_STATED EXERCISE_
Which lines hold the string "styles"? Copy every one of them.

_RAW DATA_
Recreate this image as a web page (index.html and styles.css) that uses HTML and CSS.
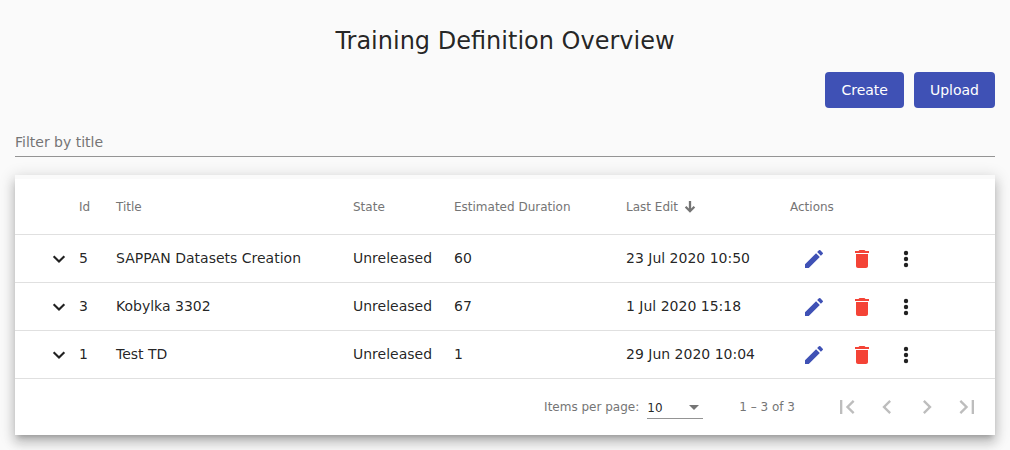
FILE: index.html
```html
<!DOCTYPE html>
<html lang="en">
<head>
<meta charset="utf-8">
<title>Training Definition Overview</title>
<link rel="stylesheet" href="styles.css">
</head>
<body>
<svg class="sprite" aria-hidden="true">
  <symbol id="chevron-down" viewBox="0 0 24 24"><path d="M7.410 8.500 12 13.080l4.590-4.580L18.100 10 12 16.100 5.900 10z"/></symbol>
  <symbol id="edit" viewBox="0 0 24 24"><path d="M3 17.250V21h3.750L17.810 9.940l-3.750-3.750L3 17.250zM20.710 7.040a1 1 0 0 0 0-1.410l-2.340-2.340a1 1 0 0 0-1.410 0l-1.830 1.830 3.750 3.750 1.830-1.830z"/></symbol>
  <symbol id="delete" viewBox="0 0 24 24"><path d="M6 19c0 1.100.9 2 2 2h8c1.100 0 2-.9 2-2V7H6v12zM19 4h-3.500l-1-1h-5l-1 1H5v2h14V4z"/></symbol>
  <symbol id="more" viewBox="0 0 24 24"><circle cx="12" cy="6" r="2.200"/><circle cx="12" cy="12" r="2.200"/><circle cx="12" cy="18" r="2.200"/></symbol>
</svg>
<main class="page">
  <h1 class="title">Training Definition Overview</h1>
  <div class="toolbar">
    <button class="button" type="button">Create</button>
    <button class="button" type="button">Upload</button>
  </div>
  <input class="filter" type="text" placeholder="Filter by title" aria-label="Filter by title">
  <section class="card">
    <table class="table">
      <colgroup><col class="col-toggle"><col class="col-id"><col class="col-title"><col class="col-state"><col class="col-duration"><col class="col-edit"><col class="col-actions"></colgroup>
      <thead>
        <tr><th></th><th>Id</th><th>Title</th><th>State</th><th>Estimated Duration</th>
          <th><button class="sort" type="button">Last Edit <svg class="sort-icon" viewBox="0 0 12 14"><path d="M6 1v10M1.600 6.800 6 11.200l4.400-4.400"/></svg></button></th><th>Actions</th></tr>
      </thead>
      <tbody>
        <tr><td class="toggle"><button class="icon-button" type="button" aria-label="Expand"><svg class="icon"><use href="#chevron-down"/></svg></button></td><td>5</td><td>SAPPAN Datasets Creation</td><td>Unreleased</td><td>60</td><td>23 Jul 2020 10:50</td>
          <td class="controls"><div class="actions"><button class="icon-button edit" type="button" aria-label="Edit"><svg class="icon"><use href="#edit"/></svg></button><button class="icon-button delete" type="button" aria-label="Delete"><svg class="icon"><use href="#delete"/></svg></button><button class="icon-button more" type="button" aria-label="More"><svg class="icon"><use href="#more"/></svg></button></div></td></tr>
        <tr><td class="toggle"><button class="icon-button" type="button" aria-label="Expand"><svg class="icon"><use href="#chevron-down"/></svg></button></td><td>3</td><td>Kobylka 3302</td><td>Unreleased</td><td>67</td><td>1 Jul 2020 15:18</td>
          <td class="controls"><div class="actions"><button class="icon-button edit" type="button" aria-label="Edit"><svg class="icon"><use href="#edit"/></svg></button><button class="icon-button delete" type="button" aria-label="Delete"><svg class="icon"><use href="#delete"/></svg></button><button class="icon-button more" type="button" aria-label="More"><svg class="icon"><use href="#more"/></svg></button></div></td></tr>
        <tr><td class="toggle"><button class="icon-button" type="button" aria-label="Expand"><svg class="icon"><use href="#chevron-down"/></svg></button></td><td>1</td><td>Test TD</td><td>Unreleased</td><td>1</td><td>29 Jun 2020 10:04</td>
          <td class="controls"><div class="actions"><button class="icon-button edit" type="button" aria-label="Edit"><svg class="icon"><use href="#edit"/></svg></button><button class="icon-button delete" type="button" aria-label="Delete"><svg class="icon"><use href="#delete"/></svg></button><button class="icon-button more" type="button" aria-label="More"><svg class="icon"><use href="#more"/></svg></button></div></td></tr>
      </tbody>
    </table>
    <footer class="paginator">
      <label for="page-size">Items per page:</label>
      <span class="select"><select id="page-size"><option>10</option><option>20</option></select></span>
      <span class="range">1 – 3 of 3</span>
      <nav class="pages" aria-label="Pages">
        <button class="page-button" type="button" disabled aria-label="First page"><svg class="page-icon" viewBox="0 0 24 24"><path d="M18.410 16.590 13.820 12l4.590-4.590L17 6l-6 6 6 6zM6 6h2v12H6z"/></svg></button>
        <button class="page-button" type="button" disabled aria-label="Previous page"><svg class="page-icon" viewBox="0 0 24 24"><path d="M15.410 7.410 14 6l-6 6 6 6 1.410-1.410L10.830 12z"/></svg></button>
        <button class="page-button" type="button" disabled aria-label="Next page"><svg class="page-icon" viewBox="0 0 24 24"><path d="M10 6 8.590 7.410 13.170 12l-4.580 4.590L10 18l6-6z"/></svg></button>
        <button class="page-button" type="button" disabled aria-label="Last page"><svg class="page-icon" viewBox="0 0 24 24"><path d="M5.590 7.410 10.180 12l-4.590 4.590L7 18l6-6-6-6zM16 6h2v12h-2z"/></svg></button>
      </nav>
    </footer>
  </section>
</main>
</body>
</html>
```

FILE: styles.css
```css
* { box-sizing: border-box; }
body { margin: 0; background: #fafafa; color: rgba(0, 0, 0, .87); font: 14px/20px "DejaVu Sans", sans-serif; }
button, input, select { font: inherit; color: inherit; }
button { border: 0; background: none; padding: 0; cursor: pointer; }
.sprite { display: none; }
.page { padding: 25px 15px 15px; }
.title { margin: 0 0 15px; font-size: 24px; line-height: 32px; font-weight: 400; text-align: center; }
.toolbar { display: flex; justify-content: flex-end; gap: 10px; }
.button { height: 36px; padding: 0 16px; border-radius: 4px; background: #3f51b5; color: #fff; }
.filter { display: block; width: 100%; height: 28px; margin: 21px 0 18px; padding: 0 0 2px; border: 0; border-bottom: 1px solid #949494; background: none; outline: 0; }
.filter::placeholder { color: #757575; opacity: 1; }
.card {
  border-top: 4px solid #fafafa;
  background: #fff;
  box-shadow: 0 5px 5px -3px rgba(0, 0, 0, .2), 0 8px 10px 1px rgba(0, 0, 0, .14), 0 3px 14px 2px rgba(0, 0, 0, .14);
}
.table { width: 100%; table-layout: fixed; border-collapse: separate; border-spacing: 0; }
.col-toggle { width: 64px; }
.col-id { width: 37px; }
.col-title { width: 237px; }
.col-state { width: 101px; }
.col-duration { width: 172px; }
.col-edit { width: 164px; }
.table th, .table td { padding: 0; text-align: left; white-space: nowrap; border-bottom: 1px solid #e0e0e0; }
.table th { height: 56px; font-size: 12px; font-weight: 400; color: #757575; }
.table td { height: 48px; padding-bottom: 2px; }
.table .toggle { padding: 0 0 0 32px; }
.table .controls { padding-bottom: 0; }
.sort { display: flex; align-items: center; gap: 6px; }
.sort-icon { width: 12px; height: 14px; fill: none; stroke: #757575; stroke-width: 2.3; }
.icon-button { display: flex; align-items: center; justify-content: center; }
.icon { width: 24px; height: 24px; fill: currentColor; }
.actions { display: flex; padding-left: 12px; }
.actions .icon-button { width: 24px; margin-right: 24px; }
.actions .delete { margin-right: 20px; color: #f44336; }
.edit { color: #3f51b5; }
.paginator { display: flex; align-items: center; justify-content: flex-end; height: 56px; padding-right: 8px; font-size: 12px; color: #757575; }
.select { position: relative; width: 56px; margin: 0 36px 0 8px; padding-top: 2px; border-bottom: 1px solid #949494; color: rgba(0, 0, 0, .87); }
.select::after { content: ""; position: absolute; right: 4px; top: 9px; border: 5px solid transparent; border-top-color: #757575; border-bottom: 0; pointer-events: none; }
.select select { display: block; width: 100%; height: 20px; padding: 0; border: 0; appearance: none; background: none; outline: 0; }
.range { margin-right: 32px; }
.pages { display: flex; }
.page-button { display: flex; align-items: center; justify-content: center; width: 40px; height: 40px; color: #bdbdbd; }
.page-icon { width: 28px; height: 28px; fill: currentColor; }
```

_SOLUTION TO THIS EXERCISE_
Recreate this image as a web page (index.html and styles.css) that uses HTML and CSS.
<link rel="stylesheet" href="styles.css">
FILE: styles.css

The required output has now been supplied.